Завершается роман символической фантасмагорией. На глазах Виктора Куравлёва уходит в прошлое великая советская эпоха, и ЦДЛ, как один из символов духовной жизни и государственной идеологической мощи этой эпохи, теряет свой смысл и становится ненужным призраком – обиталищем фантомов недавнего прошлого. Образ советского писателя, как властителя дум и учителя жизни, растворился в атмосфере всеобщего распада; роль писателя в текущей истории уже не связана с системным благополучием, она определяется и выписывается заново, в координатах новой реальности. Прежние статусы и символы превратились в симулякры, которые и по сей день, порой смешно и нелепо, как будто в некоем помрачении, цепляются за свою былую, давно несуществующую харизму. Поэтому в художественной концепции романа ЦДЛ должен был именно сгореть, подводя условную черту под уходящей в историю эпохой. Но сгореть он должен в символическом, духовном смысле, словно подчёркивая, что всё, что осталось ныне там, где была советская литература, суть только мёртвая форма, внешняя оболочка того, что некогда было живым, могучим, наполненным, осмысленным, творческим и плодоносящим. И хотя концовка романа формально идёт как бы вразрез с реалистическим принципом замысла, но этот шокирующий диссонанс выполняет важную художественную задачу. Динамика жанровых законов проявляет свой неизбывный потенциал, играя и переливаясь вероятными возможностями и допущениями. Поэтому переход романтического реализма в мистическую фантасмагорию воспринимается естественно и органично.
«…А ЦДЛ сгорел весь дотла. Быть может, в него попала шаровая молния во время «сухой грозы». Или повеса-писатель, прихватив за талию шаловливую Нину Васильевну, кинул горящий окурок в корзину с бумагами. Или обугленная страничка из партбилета Гуськова упала на сухой, как порох, паркет. Но Дом литераторов горел жарко. Было видно, как из горящих панелей Дубового зала, окутанные дымом, вылетают писатели. Нелепый усатый Горький, похожий на моржа, размахивал руками. Бабель с лицом, похожим на скрученный узел. Длиннорукий с кошачьи усиками Симонов. Щекастый Фадеев. Задумчивый и печальный Твардовский. Их вылетало множество из горящих панелей. Они летели в небо, образуя круг, поджидая тех, кто спасался в огне. Последней вылетела Лиля Брик, маленькая, как птичка, семеня в воздухе тонкими ножками. Писатели выстроились в клин и полетели из Москвы к далёким, в сыром золоте, лесам. Писатели улетали из России. Москвичи, глядя на высокий клин, думали, что это талдомские журавли…»

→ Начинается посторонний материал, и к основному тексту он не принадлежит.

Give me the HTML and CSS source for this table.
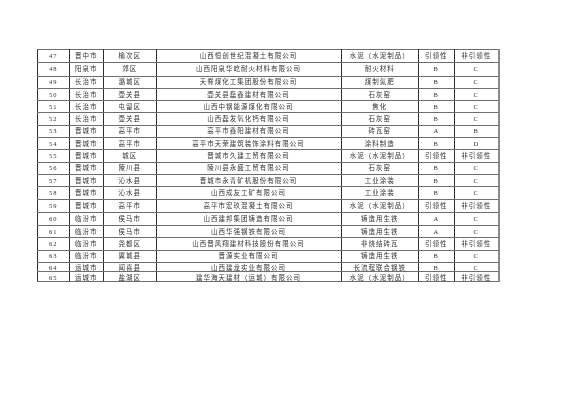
FILE: index.html
```
<!DOCTYPE html>
<html lang="zh-CN">
<head>
<meta charset="utf-8">
<title>名单</title>
<link rel="stylesheet" href="styles.css">
</head>
<body>
<div class="page">
<table class="list">
<colgroup>
<col class="c-no"><col class="c-city"><col class="c-county"><col class="c-company"><col class="c-ind"><col class="c-g1"><col class="c-g2">
</colgroup>
<tbody>
<tr class="r1"><td>47</td><td>晋中市</td><td>榆次区</td><td>山西恒创世纪混凝土有限公司</td><td>水泥（水泥制品）</td><td>引领性</td><td>非引领性</td></tr>
<tr class="r1"><td>48</td><td>阳泉市</td><td>郊区</td><td>山西阳泉华屹耐火材料有限公司</td><td>耐火材料</td><td>B</td><td>C</td></tr>
<tr><td>49</td><td>长治市</td><td>潞城区</td><td>天脊煤化工集团股份有限公司</td><td>煤制氮肥</td><td>B</td><td>C</td></tr>
<tr><td>50</td><td>长治市</td><td>壶关县</td><td>壶关县磊鑫建材有限公司</td><td>石灰窑</td><td>B</td><td>C</td></tr>
<tr><td>51</td><td>长治市</td><td>屯留区</td><td>山西中钢能源煤化有限公司</td><td>焦化</td><td>B</td><td>C</td></tr>
<tr><td>52</td><td>长治市</td><td>壶关县</td><td>山西磊发氧化钙有限公司</td><td>石灰窑</td><td>B</td><td>C</td></tr>
<tr><td>53</td><td>晋城市</td><td>高平市</td><td>高平市鑫阳建材有限公司</td><td>砖瓦窑</td><td>A</td><td>B</td></tr>
<tr><td>54</td><td>晋城市</td><td>高平市</td><td>高平市天荣建筑装饰涂料有限公司</td><td>涂料制造</td><td>B</td><td>D</td></tr>
<tr><td>55</td><td>晋城市</td><td>城区</td><td>晋城市久建工贸有限公司</td><td>水泥（水泥制品）</td><td>引领性</td><td>非引领性</td></tr>
<tr><td>56</td><td>晋城市</td><td>陵川县</td><td>陵川县永盛工贸有限公司</td><td>石灰窑</td><td>B</td><td>C</td></tr>
<tr><td>57</td><td>晋城市</td><td>沁水县</td><td>晋城市永青矿机股份有限公司</td><td>工业涂装</td><td>B</td><td>C</td></tr>
<tr><td>58</td><td>晋城市</td><td>沁水县</td><td>山西成友工矿有限公司</td><td>工业涂装</td><td>B</td><td>C</td></tr>
<tr class="r1"><td>59</td><td>晋城市</td><td>高平市</td><td>高平市宏玖混凝土有限公司</td><td>水泥（水泥制品）</td><td>引领性</td><td>非引领性</td></tr>
<tr class="r1"><td>60</td><td>临汾市</td><td>侯马市</td><td>山西建邦集团铸造有限公司</td><td>铸造用生铁</td><td>A</td><td>C</td></tr>
<tr><td>61</td><td>临汾市</td><td>侯马市</td><td>山西华强钢铁有限公司</td><td>铸造用生铁</td><td>A</td><td>C</td></tr>
<tr><td>62</td><td>临汾市</td><td>尧都区</td><td>山西晋风翔建材科技股份有限公司</td><td>非烧结砖瓦</td><td>引领性</td><td>非引领性</td></tr>
<tr><td>63</td><td>临汾市</td><td>翼城县</td><td>晋源实业有限公司</td><td>铸造用生铁</td><td>B</td><td>C</td></tr>
<tr class="r2"><td>64</td><td>运城市</td><td>闻喜县</td><td>山西建龙实业有限公司</td><td>长流程联合钢铁</td><td>B</td><td>C</td></tr>
<tr class="r2"><td>65</td><td>运城市</td><td>盐湖区</td><td>建华海天建材（运城）有限公司</td><td>水泥（水泥制品）</td><td>引领性</td><td>非引领性</td></tr>
</tbody>
</table>
</div>
</body>
</html>
```
FILE: styles.css
```
html, body {
  margin: 0;
  padding: 0;
  background: #ffffff;
}
.page {
  padding: 49px 0 0 37px;
}
.list {
  border-collapse: collapse;
  table-layout: fixed;
  width: 462px;
  font-family: "Liberation Serif", "Noto Sans CJK SC", serif;
  font-size: 6.5px;
  font-weight: 400;
  color: #333333;
  border-right: 2px solid #8a8a8a;
  filter: grayscale(1);
}
.c-no { width: 31.5px; }
.c-city { width: 34.5px; }
.c-county { width: 52.5px; }
.c-company { width: 185px; }
.c-ind { width: 77.5px; }
.c-g1 { width: 35.5px; }
.c-g2 { width: 45px; }
.list td {
  padding: 0;
  text-align: center;
  vertical-align: middle;
  white-space: nowrap;
  overflow: hidden;
  letter-spacing: 1px;
  line-height: 8px;
  border-top: 1px solid #6e6e6e;
  border-bottom: 1px solid #6e6e6e;
  border-left: 1px solid #2e2e2e;
  border-right: 1px solid #2e2e2e;
}
.list td:last-child {
  border-right: 2px solid #8a8a8a;
}
.list tr {
  height: 12.3px;
}
.list tr.r1 {
  height: 13.3px;
}
.list tr.r2 {
  height: 9.4px;
}
.list tr.r2 td {
  line-height: 7px;
  vertical-align: bottom;
}
```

В романе много вводных фрагментов и сюжетных линий, воссоздающих атмосферу, царящую в обществе на стыке двух эпох. Разговоры писателей в ЦДЛ, портрет деморализованной толпы, идущей за новыми вождями, описание обстановки в Союзе писателей на Комсомольском проспекте, когда относительно немногочисленные на тот момент писатели-патриоты готовятся отразить вторжение врагов народа и государства… Предательство близкого друга, мировоззренческий конфликт с сыновьями, моменты истории создания легендарной газеты «День»… Все эти вводные фрагменты и эпизоды наряду с основным сюжетом в целом составляют важнейший компонент текста, что представляет собой бытийный фон, на котором разворачиваются главные события.

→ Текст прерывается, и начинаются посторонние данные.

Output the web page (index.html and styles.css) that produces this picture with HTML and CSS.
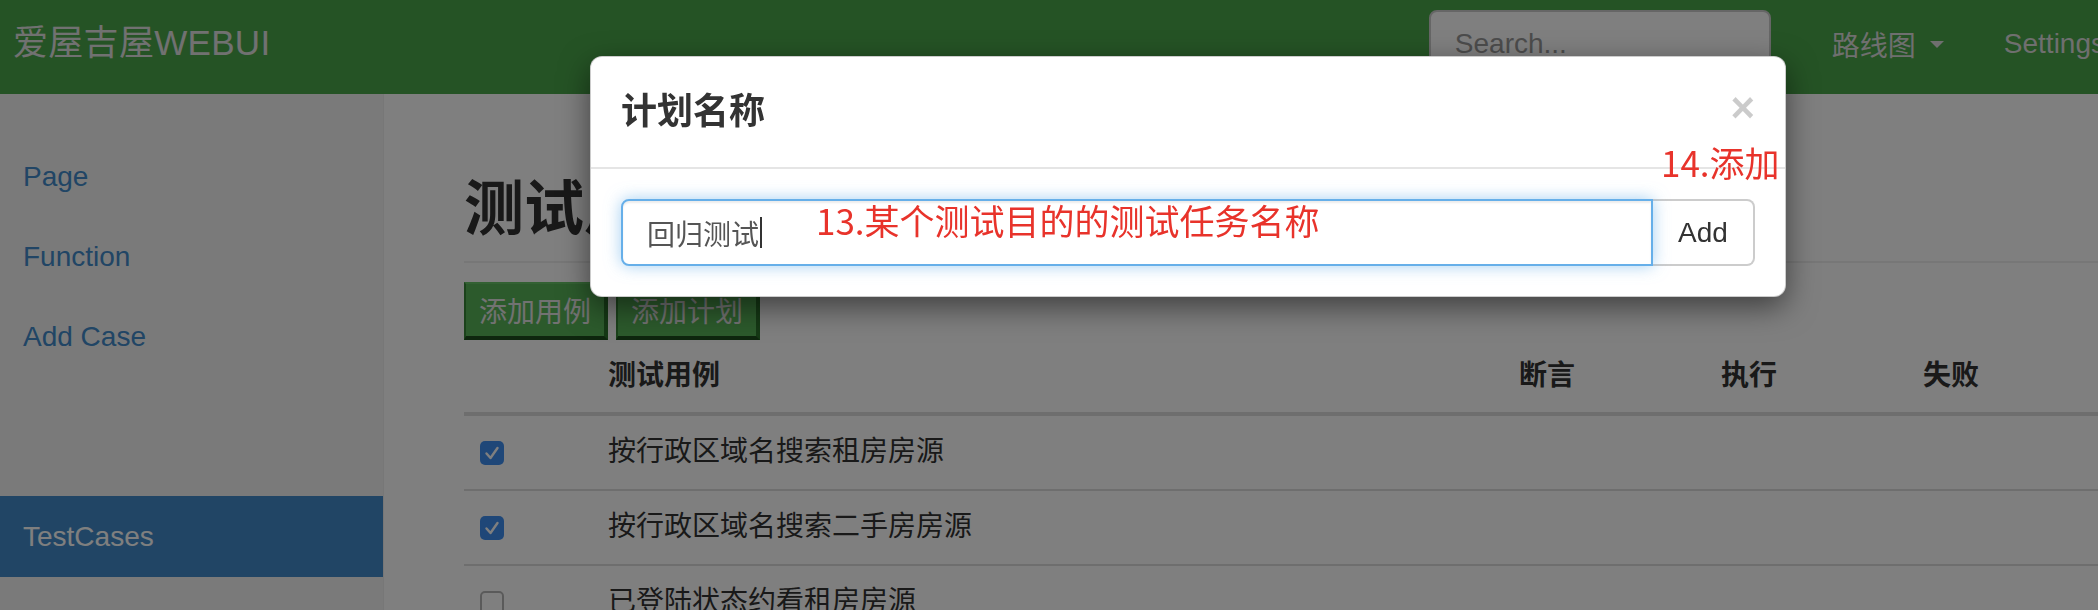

Роман «ЦДЛ» имеет в своей основе элемент автобиографичности и, как её прямое следствие, исповедальности. Александр Проханов стремится рассказать о глубинной сути событий, от которых нас отделяет три десятилетия. Эти события оказали определяющее влияние на тот путь, которым пошла Россия после распада, а точнее – преднамеренного уничтожения СССР. Это правдивое художественное свидетельство – огромная ценность для России, для каждого из нас. Самобытный язык, яркая образность, жизненная достоверность – все это делает роман одним из самых значительных явлений современной русской литературы.
Роман в книге дополняет поэма «Оплавленный янтарь» – произведение по своему духу лиро-эпического жанра в его современном выражении. Поэма является своего рода постскриптумом к роману, её медитативный ритм завораживает, а пламенная исповедальность погружает в тревожную, полную причудливых образов и многозначных символов атмосферу русской героики и вечного чаяния Русской Мечты…
Когда померкнет всё на свете,
Когда пройдут все поезда,
Останется осенний ветер
И одинокая звезда…
Среди острова Буяна,
Среди горестей и мук,
Среди чёрного бурьяна
Расцветает синий луг…
Идеолог российского имперского возрождения, певец Русской Мечты, Александр Андреевич Проханов своим новым романом задал новую высочайшую планку для современного литературного процесса.